Embora estejamos perante questão não isenta de dificuldades (algumas das quais, cremos, poderão ser ultrapassadas se tivermos uma real/adequada configuração da situação controvertida), afigura-se defensável, como regra, o entendimento de que a violência contra as coisas só é relevante se com ela se pretende intimidar, direta ou indiretamente, a vítima da mesma, não devendo, por isso, qualificar-se como tal os meros atos de destruição ou danificação desprovidos de qualquer intuito de influenciar psicologicamente o possuidor - a violência sobre as coisas que estorvam a privação apenas relevará para este fim quando o agente usou, pelo menos de dolo eventual, quando previu, como normal consequência da sua conduta, que iria constranger psicologicamente o possuidor e, todavia, não se absteve de a assumir, conformando-se com o resultado. [---]

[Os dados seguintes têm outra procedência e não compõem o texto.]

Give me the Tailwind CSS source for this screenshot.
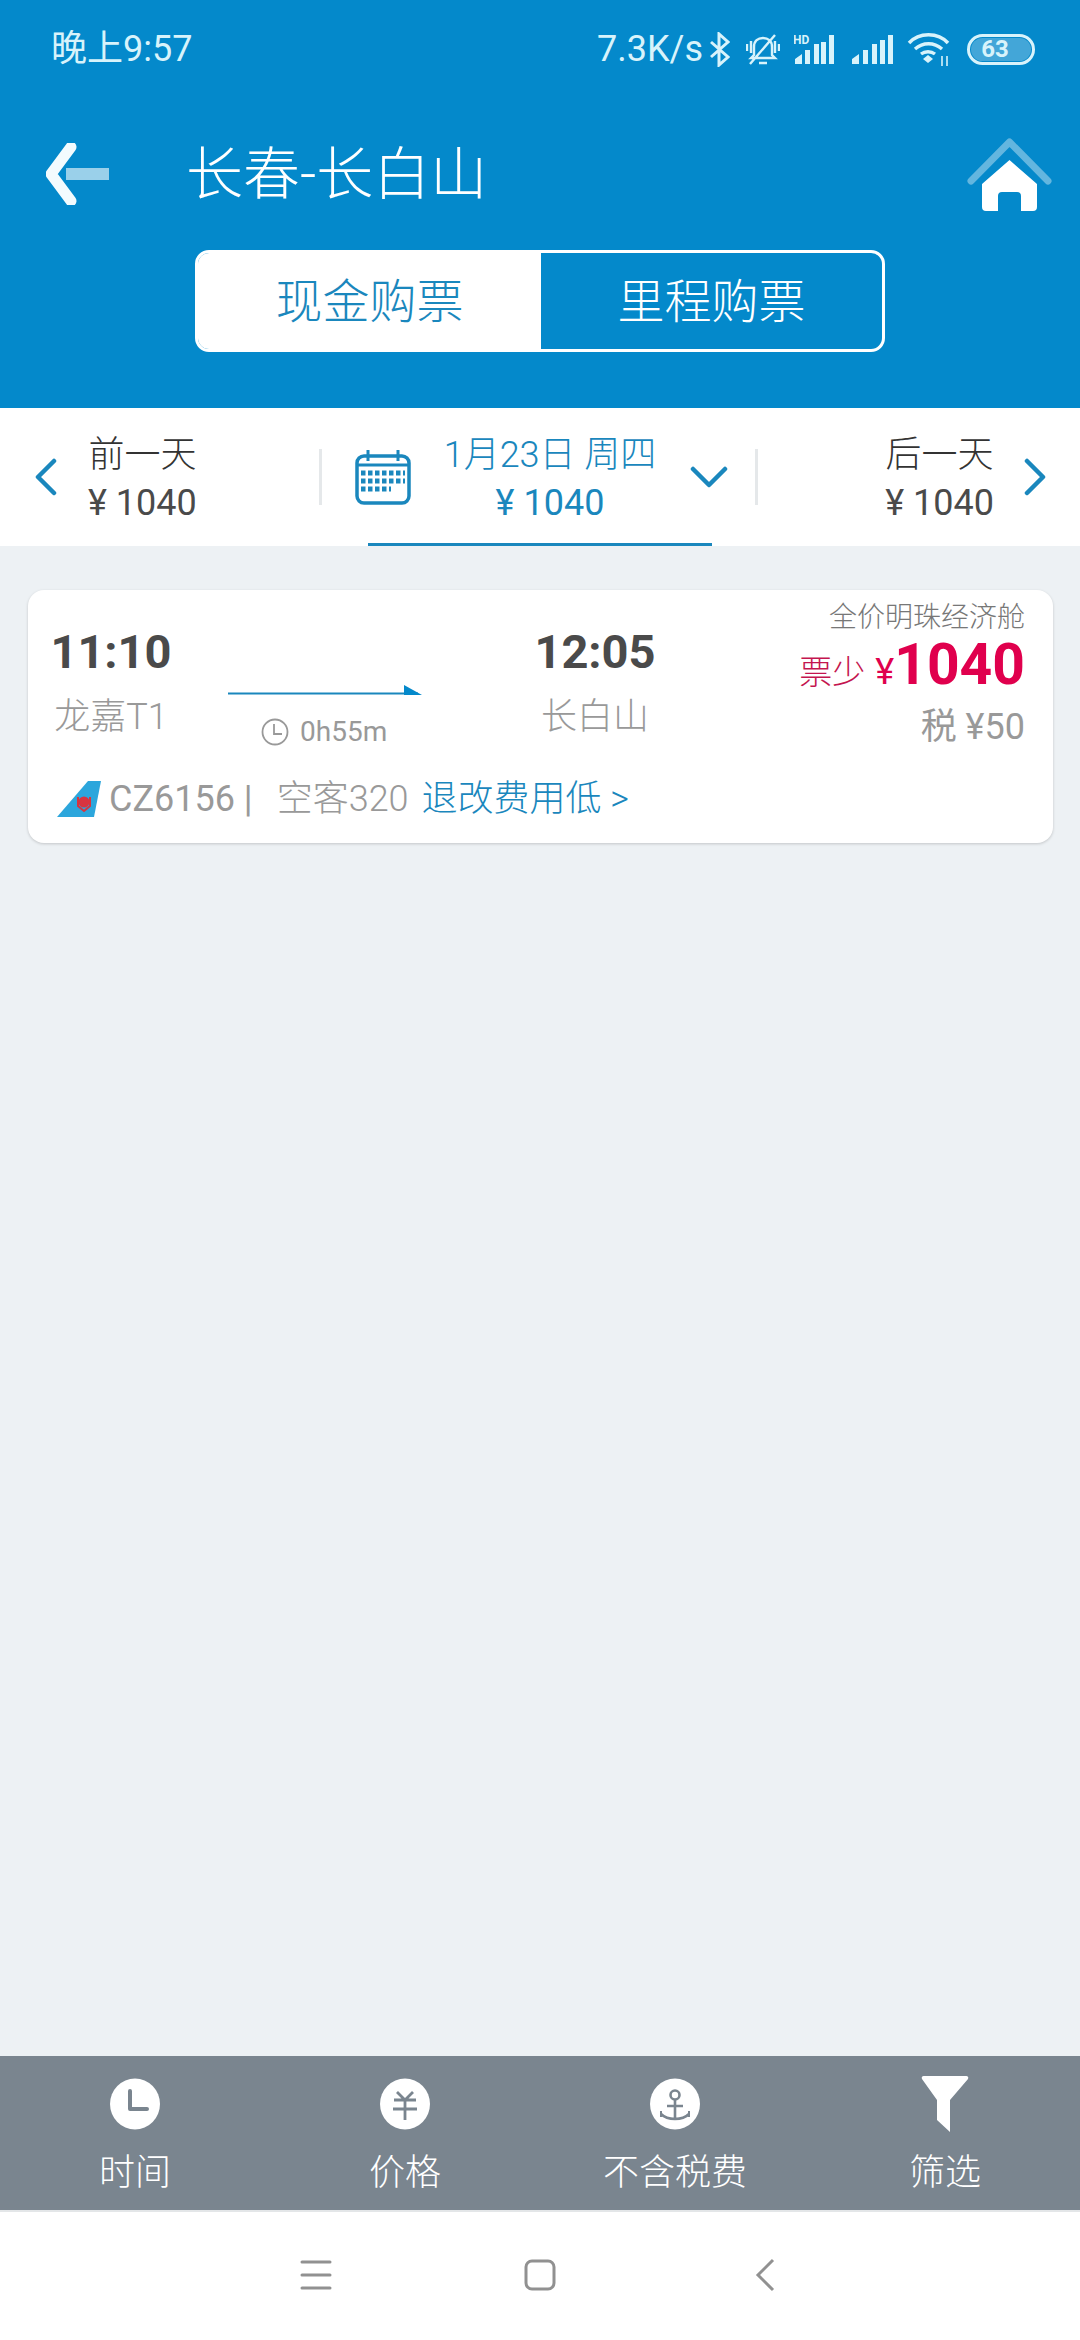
<!doctype html>
<html lang="zh">
<head>
<meta charset="utf-8">
<script src="https://cdn.jsdelivr.net/npm/@tailwindcss/browser@4"></script>
</head>
<body class="m-0">
<div class="w-[1080px] h-[2340px] flex flex-col overflow-hidden bg-[#edf1f4] font-['Roboto','Noto_Sans_CJK_SC',sans-serif]">

  <!-- blue header -->
  <header class="h-[408px] bg-[#0489cb] flex flex-col shrink-0">
    <div class="h-[98px] flex items-center pl-[51px] pr-[45px] text-[#d8f3fb]">
      <span class="text-[36px] leading-none">晚上9:57</span>
      <div class="ml-auto flex items-center">
        <span class="text-[36px] leading-none">7.3K/s</span>
        <svg class="ml-[6px]" width="21" height="35" viewBox="0 0 21 35" fill="none" stroke="#d8f3fb" stroke-width="3"><path d="M2 10 19 25 10 33V2l9 8L2 25"/></svg>
        <svg class="ml-[16px]" width="34" height="33" viewBox="0 0 34 33" fill="none" stroke="#d8f3fb" stroke-width="2.400"><path d="M8 22V14c0-6 4-9 9-9s9 3 9 9v8l3 3H5zM13 30h8M1 11v7M33 11v7M5 8v12M29 8v12M4 31 29 2"/></svg>
        <svg class="ml-[14px]" width="42" height="32" viewBox="0 0 42 32" fill="#d8f3fb"><path d="M1 31v-5l7-5v10zM11 31V17h5v14zM20 31V11h5v20zM27 31V9h5v22zM35 31V2h5v29z"/><text x="-1" y="11" font-size="12" font-weight="700" font-family="Roboto">HD</text></svg>
        <svg class="ml-[16px]" width="41" height="32" viewBox="0 0 41 32" fill="#d8f3fb"><path d="M0 31v-5l7-5v10zM11 31V17h5v14zM20 31V11h5v20zM28 31V7h5v24zM36 31V2h5v29z"/></svg>
        <svg class="ml-[14px]" width="44" height="36" viewBox="0 0 44 36" fill="none" stroke="#d8f3fb" stroke-width="3.400"><path d="M2 12C12 1 31 1 41 12M8 18c8-7 19-7 27 0M14 23c4-3 10-3 14 0"/><path d="M21 24l5 4-5 4-5-4z" fill="#d8f3fb" stroke="none"/><path d="M35 25v10M40 25v10" stroke-width="1.600"/></svg>
        <div class="ml-[16px] relative w-[68px] h-[31px] rounded-full border-[3px] border-[#d8f3fb] flex items-center justify-center">
          <div class="absolute left-[1px] top-[1px] bottom-[1px] w-[60px] rounded-full bg-white/25"></div>
          <span class="relative text-[24px] font-bold leading-none -ml-[12px] text-[#d8f3fb]">63</span>
        </div>
      </div>
    </div>

    <div class="h-[152px] flex items-center pl-[46px] pr-[28px]">
      <svg width="64" height="62" viewBox="0 0 64 62" fill="none">
        <rect x="20" y="25" width="43" height="12" fill="#fff" fill-opacity=".6"/>
        <path d="M25 4 5 31l20 27" stroke="#f3fbfe" stroke-width="11" stroke-linecap="round" stroke-linejoin="round"/>
      </svg>
      <h1 class="ml-[76px] text-[57px] leading-none font-light text-white">长春-长白山</h1>
      <svg class="ml-auto" width="85" height="76" viewBox="0 0 85 76">
        <path d="M4 45 42.500 6 81 45" fill="none" stroke="#fff" stroke-opacity=".38" stroke-width="7" stroke-linecap="round" stroke-linejoin="round"/>
        <path d="M42.500 24 15 48v23a4 4 0 0 0 4 4h12V60a4 4 0 0 1 4-4h15a4 4 0 0 1 4 4v15h12a4 4 0 0 0 4-4V48z" fill="#fff"/>
      </svg>
    </div>

    <div class="mx-auto flex w-[690px] h-[102px] rounded-[14px] border-[3px] border-white overflow-hidden">
      <div class="w-[343px] bg-white text-[#1a87bd] flex items-center justify-center text-[47px] leading-none font-light">现金购票</div>
      <div class="flex-1 text-white flex items-center justify-center text-[47px] leading-none font-light">里程购票</div>
    </div>
  </header>

  <!-- date bar -->
  <nav class="h-[138px] bg-white flex items-stretch shrink-0 relative">
    <div class="w-[319px] pl-[35px] flex items-center">
      <svg width="22" height="38" viewBox="0 0 22 38" fill="none" stroke="#1a87bd" stroke-width="4.500" stroke-linecap="round" stroke-linejoin="round"><path d="M19 3 3 19l16 16"/></svg>
      <div class="ml-[31px] text-center pt-[4px]">
        <div class="text-[36px] leading-[48px] text-[#333] font-light">前一天</div>
        <div class="text-[36px] leading-[48px] text-[#4a4a4a]">¥ 1040</div>
      </div>
    </div>
    <div class="w-[3px] h-[56px] mt-[41px] bg-[#e5e8ea]"></div>
    <div class="flex-1 flex items-center relative">
      <svg class="ml-[33px]" width="56" height="56" viewBox="0 0 56 56" fill="none">
        <rect x="2" y="7" width="52" height="47" rx="7" stroke="#1a87bd" stroke-width="3.500"/>
        <path d="M2 16h52" stroke="#1a87bd" stroke-width="3"/>
        <path d="M13 1v11M43 1v11" stroke="#1a87bd" stroke-width="3"/>
        <path d="M6 24h44M6 32h44M6 40h30" stroke="#1a87bd" stroke-width="5" stroke-dasharray="4.500 2.500"/>
      </svg>
      <div class="ml-[32px] text-center text-[#1a87bd] w-[214px] pt-[4px]">
        <div class="text-[36px] leading-[48px] whitespace-nowrap font-light">1月23日 周四</div>
        <div class="text-[36px] leading-[48px]">¥ 1040</div>
      </div>
      <svg class="ml-[33px]" width="38" height="24" viewBox="0 0 38 24" fill="none" stroke="#1a87bd" stroke-width="4.500" stroke-linecap="round" stroke-linejoin="round"><path d="M3 4l16 16L35 4"/></svg>
      <div class="absolute left-[46px] bottom-0 w-[344px] h-[3px] bg-[#1a87bd]"></div>
    </div>
    <div class="w-[3px] h-[56px] mt-[41px] bg-[#e5e8ea]"></div>
    <div class="w-[322px] pr-[34px] flex items-center justify-end">
      <div class="text-center pt-[4px]">
        <div class="text-[36px] leading-[48px] text-[#333] font-light">后一天</div>
        <div class="text-[36px] leading-[48px] text-[#4a4a4a]">¥ 1040</div>
      </div>
      <svg class="ml-[30px]" width="22" height="38" viewBox="0 0 22 38" fill="none" stroke="#1a87bd" stroke-width="4.500" stroke-linecap="round" stroke-linejoin="round"><path d="M3 3l16 16L3 35"/></svg>
    </div>
  </nav>

  <!-- list -->
  <main class="flex-1 px-[28px] pt-[44px]">
    <article class="h-[253px] w-[1025px] bg-white rounded-[16px] shadow-[0_1px_3px_rgba(0,0,0,0.18)] flex flex-col">
      <div class="h-[176px] flex">
        <div class="w-[166px] pt-[32px] text-center">
          <div class="h-[60px] leading-[60px] text-[47px] font-bold text-[#4a4a4a]">11:10</div>
          <div class="mt-[5px] h-[60px] leading-[60px] text-[36px] text-[#999] font-light">龙嘉T1</div>
        </div>
        <div class="ml-[34px] w-[192px] pt-[91px]">
          <svg class="block" width="194" height="14" viewBox="0 0 194 14"><path d="M0 12.500h190" stroke="#1a87bd" stroke-width="2"/><path d="M176 4l18 10h-18z" fill="#0489cb"/></svg>
          <div class="mt-[23px] ml-[33px] flex items-center text-[#999]">
            <svg width="28" height="28" viewBox="0 0 28 28" fill="none" stroke="#999" stroke-width="1.800"><circle cx="14" cy="14" r="12.500"/><path d="M13 6v10h8"/></svg>
            <span class="ml-[11px] text-[28px] leading-none">0h55m</span>
          </div>
        </div>
        <div class="ml-[97px] w-[156px] pt-[32px] text-center">
          <div class="h-[60px] leading-[60px] text-[47px] font-bold text-[#4a4a4a]">12:05</div>
          <div class="mt-[5px] h-[60px] leading-[60px] text-[36px] text-[#999] font-light">长白山</div>
        </div>
        <div class="flex-1 pr-[28px] pt-[8px] flex flex-col items-end">
          <div class="h-[40px] leading-[40px] text-[28px] text-[#777] font-light">全价明珠经济舱</div>
          <div class="h-[54px] flex items-baseline text-[#e0004d] leading-[54px]">
            <span class="text-[33px] text-[#c4154f] font-light">票少</span>
            <span class="ml-[10px] text-[36px]">¥</span>
            <span class="text-[57px] font-bold">1040</span>
          </div>
          <div class="mt-[10px] h-[50px] leading-[50px] text-[36px] text-[#999]">税 ¥50</div>
        </div>
      </div>
      <div class="h-[64px] flex items-center pl-[29px] text-[36px] leading-none whitespace-nowrap pt-[2px]">
        <svg width="44" height="36" viewBox="0 0 44 36">
          <path d="M0 36 31 0h13l-7 36z" fill="#2ca6dc"/>
          <circle cx="27" cy="21" r="5.500" fill="#d8343f"/>
          <path d="M21 16v9l6 5 6-5v-9" fill="none" stroke="#d8343f" stroke-width="2"/>
        </svg>
        <span class="ml-[8px] text-[#999]">CZ6156 |</span>
        <span class="ml-[24px] text-[#999] font-light">空客320</span>
        <span class="ml-[13px] text-[#1a87bd] font-light">退改费用低 &gt;</span>
      </div>
    </article>
  </main>

  <!-- bottom tabs -->
  <div class="h-[154px] bg-[#7a858f] grid grid-cols-4 shrink-0 text-white">
    <div class="flex flex-col items-center pt-[22px]">
      <svg width="50" height="52" viewBox="0 0 50 52"><ellipse cx="25" cy="26" rx="25" ry="25.500" fill="#fff"/><path d="M20 13v18h17" fill="none" stroke="#7a858f" stroke-width="4" stroke-linecap="round" stroke-linejoin="round"/></svg>
      <div class="mt-[18px] text-[36px] leading-[50px] font-light">时间</div>
    </div>
    <div class="flex flex-col items-center pt-[22px]">
      <svg width="50" height="52" viewBox="0 0 50 52" fill="none"><ellipse cx="25" cy="26" rx="25" ry="25.500" fill="#fff"/><path d="M17 14l8 8 8-8M14 22h22M13 31h24M25 22v20" stroke="#7a858f" stroke-width="2.800"/></svg>
      <div class="mt-[18px] text-[36px] leading-[50px] font-light">价格</div>
    </div>
    <div class="flex flex-col items-center pt-[22px]">
      <svg width="50" height="52" viewBox="0 0 50 52" fill="none"><ellipse cx="25" cy="26" rx="25" ry="25.500" fill="#fff"/><g stroke="#7a858f" stroke-width="2.600"><circle cx="25" cy="17" r="4.500"/><path d="M25 21.500V41M17 28h16M11 36c4 4 10 5 14 5s10-1 14-5"/><path d="M11 33v6M39 33v6" stroke-width="2"/></g></svg>
      <div class="mt-[18px] text-[36px] leading-[50px] font-light">不含税费</div>
    </div>
    <div class="flex flex-col items-center pt-[19px]">
      <svg width="48" height="57" viewBox="0 0 48 57"><path d="M3 1h42a2 2 0 0 1 2 3L29 25v32l-13-12V25L1 4a2 2 0 0 1 2-3z" fill="#fff"/></svg>
      <div class="mt-[16px] text-[36px] leading-[50px] font-light">筛选</div>
    </div>
  </div>

  <!-- system nav -->
  <div class="h-[130px] bg-white border-t-[2px] border-[#e3e6e8] flex items-center justify-center shrink-0 pb-[2px]">
    <svg width="32" height="30" viewBox="0 0 32 30" fill="none" stroke="#919191" stroke-width="3" stroke-linecap="round"><path d="M2 2h28M2 15h28M2 28h28"/></svg>
    <svg class="ml-[192px]" width="32" height="32" viewBox="0 0 32 32" fill="none"><rect x="2" y="2" width="28" height="28" rx="6" stroke="#919191" stroke-width="3"/></svg>
    <svg class="ml-[199px]" width="22" height="34" viewBox="0 0 22 34" fill="none" stroke="#919191" stroke-width="3"><path d="M18 2 3 17l15 15"/></svg>
    <div class="w-[4px]"></div>
  </div>
</div>
</body>
</html>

8. A referida perspetiva quanto à utilização do procedimento cautelar de restituição provisória de posse, numa interpretação restritiva dos preceitos que o preveem, justifica-se pela diminuição das garantias de defesa do requerido, que não é chamado a defender-se e a contraditar os factos e as provas do requerente previamente à decisão e pela desnecessidade da existência de qualquer prejuízo do requerente - a utilização do procedimento cautelar de restituição provisória da posse, pela diminuição de garantias de defesa do requerido e pela desnecessidade de existência de qualquer prejuízo do requerente, só deve ser permitida em casos em que a violência atingiu pessoas, e não quando apenas se exerceu sobre coisas, pois só aquelas situações revestem uma gravidade que justifica a utilização daquele meio de intervenção draconiano. [---]
9. Ante o descrito enquadramento normativo e a factualidade indiciada em II. 1., supra, antolha-se evidente que a requerente não demonstrou os requisitos do presente procedimento cautelar, desde logo, que tinha a “posse” (concreta e efetiva) do veículo, a sua disponibilidade fática ou empírica, atuando “por forma correspondente ao exercício do direito de propriedade ou de outro direito real” (art.º 1251º do CC) sobre o mesmo. [---]
Por outro lado, também não vemos configurado um esbulho violento, uma vez que o desapossamento, a ter existido, foi obtido através de uma ação que não incidiu sobre a requerente, já que não se verificou diretamente qualquer ofensa física à pessoa desta, nem se verificou, direta ou reflexamente, qualquer ofensa psicológica à sua liberdade de determinação, colocando-a na impossibilidade material de agir, ou inibindo-lhe qualquer capacidade de reação, por receio de algum mal.
Tendo em conta a factualidade indiciada e a previsão dos art.ºs 1282º do CC e 377º do CPC, concluiu-se, assim, pela não verificação dos pressupostos/requisitos de que depende o deferimento do procedimento cautelar de restituição provisória de posse.
III. [Comentário] Admite-se que a RC (bem como a 1.ª instância) decidiu bem, atendendo ao que foi alegado e provado no procedimento cautelar. Não se exclui que o tipo de situação que foi alegada pela requerente possa fundamentar, noutras circunstâncias, a procedência da providência de restituição provisória da posse.